** WHAT TO DO **
Identify the lines containing the word "code". Copy each one.
[BEGIN GIVEN RECORDS]
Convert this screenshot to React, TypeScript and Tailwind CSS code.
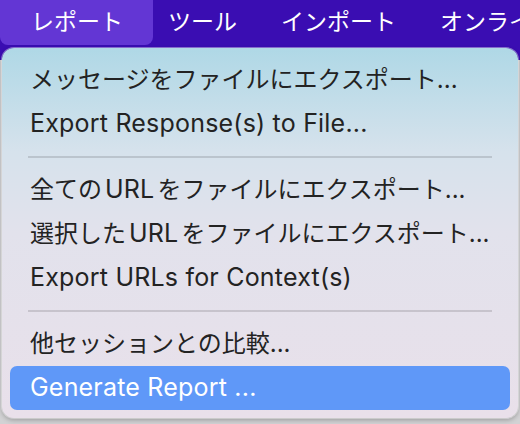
[END GIVEN RECORDS]
[BEGIN GIVEN RECORDS]
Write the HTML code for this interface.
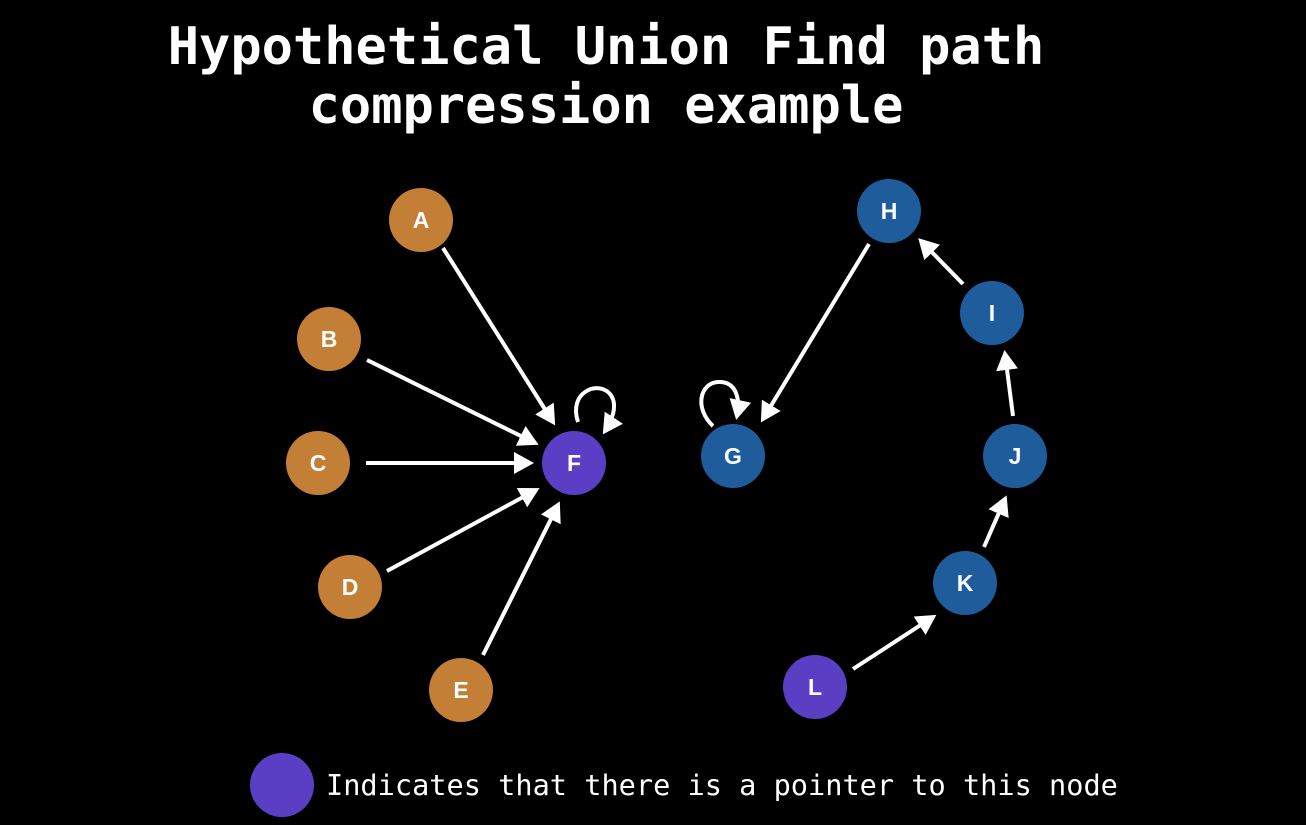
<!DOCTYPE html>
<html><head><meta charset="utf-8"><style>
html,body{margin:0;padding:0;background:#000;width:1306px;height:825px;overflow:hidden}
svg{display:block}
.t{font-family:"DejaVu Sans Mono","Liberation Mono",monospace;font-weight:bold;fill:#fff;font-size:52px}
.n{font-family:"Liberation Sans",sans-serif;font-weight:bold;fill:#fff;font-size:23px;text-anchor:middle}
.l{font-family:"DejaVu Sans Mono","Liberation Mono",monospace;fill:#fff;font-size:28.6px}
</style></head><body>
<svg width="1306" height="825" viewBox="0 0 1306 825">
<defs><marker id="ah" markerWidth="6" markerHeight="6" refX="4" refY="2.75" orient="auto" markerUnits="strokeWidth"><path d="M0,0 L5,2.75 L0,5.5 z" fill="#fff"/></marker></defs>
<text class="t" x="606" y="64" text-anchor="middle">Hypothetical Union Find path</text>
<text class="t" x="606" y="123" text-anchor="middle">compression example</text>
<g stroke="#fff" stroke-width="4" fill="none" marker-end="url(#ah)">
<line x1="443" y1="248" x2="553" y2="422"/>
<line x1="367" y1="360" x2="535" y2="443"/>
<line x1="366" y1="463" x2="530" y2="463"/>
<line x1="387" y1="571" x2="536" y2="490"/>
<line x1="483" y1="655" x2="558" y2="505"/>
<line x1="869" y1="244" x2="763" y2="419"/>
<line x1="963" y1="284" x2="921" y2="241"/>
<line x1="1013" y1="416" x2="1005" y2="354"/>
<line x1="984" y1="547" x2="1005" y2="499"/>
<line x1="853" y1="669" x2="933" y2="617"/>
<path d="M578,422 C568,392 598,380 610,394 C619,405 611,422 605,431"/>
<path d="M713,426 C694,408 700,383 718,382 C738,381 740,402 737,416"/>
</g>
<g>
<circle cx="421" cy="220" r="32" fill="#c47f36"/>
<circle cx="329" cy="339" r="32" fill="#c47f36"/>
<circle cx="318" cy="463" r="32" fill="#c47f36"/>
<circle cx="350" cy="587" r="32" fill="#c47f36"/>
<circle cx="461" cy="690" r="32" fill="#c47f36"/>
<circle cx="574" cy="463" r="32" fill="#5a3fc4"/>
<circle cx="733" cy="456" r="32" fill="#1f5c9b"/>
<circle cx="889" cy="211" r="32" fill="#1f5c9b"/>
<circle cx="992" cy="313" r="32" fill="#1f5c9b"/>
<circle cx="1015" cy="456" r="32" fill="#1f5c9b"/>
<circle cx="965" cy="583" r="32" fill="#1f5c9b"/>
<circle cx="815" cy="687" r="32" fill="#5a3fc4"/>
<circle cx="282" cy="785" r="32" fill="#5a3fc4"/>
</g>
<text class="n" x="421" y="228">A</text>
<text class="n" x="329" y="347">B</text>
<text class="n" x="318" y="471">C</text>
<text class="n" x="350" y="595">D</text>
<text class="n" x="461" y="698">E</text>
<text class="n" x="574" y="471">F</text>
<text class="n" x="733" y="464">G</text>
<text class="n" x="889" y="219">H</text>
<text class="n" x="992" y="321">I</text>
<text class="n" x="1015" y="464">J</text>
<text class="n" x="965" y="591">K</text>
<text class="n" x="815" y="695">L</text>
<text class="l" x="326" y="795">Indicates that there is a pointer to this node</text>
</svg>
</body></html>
[END GIVEN RECORDS]
** WRITTEN SOLUTION **
Convert this screenshot to React, TypeScript and Tailwind CSS code.
Write the HTML code for this interface.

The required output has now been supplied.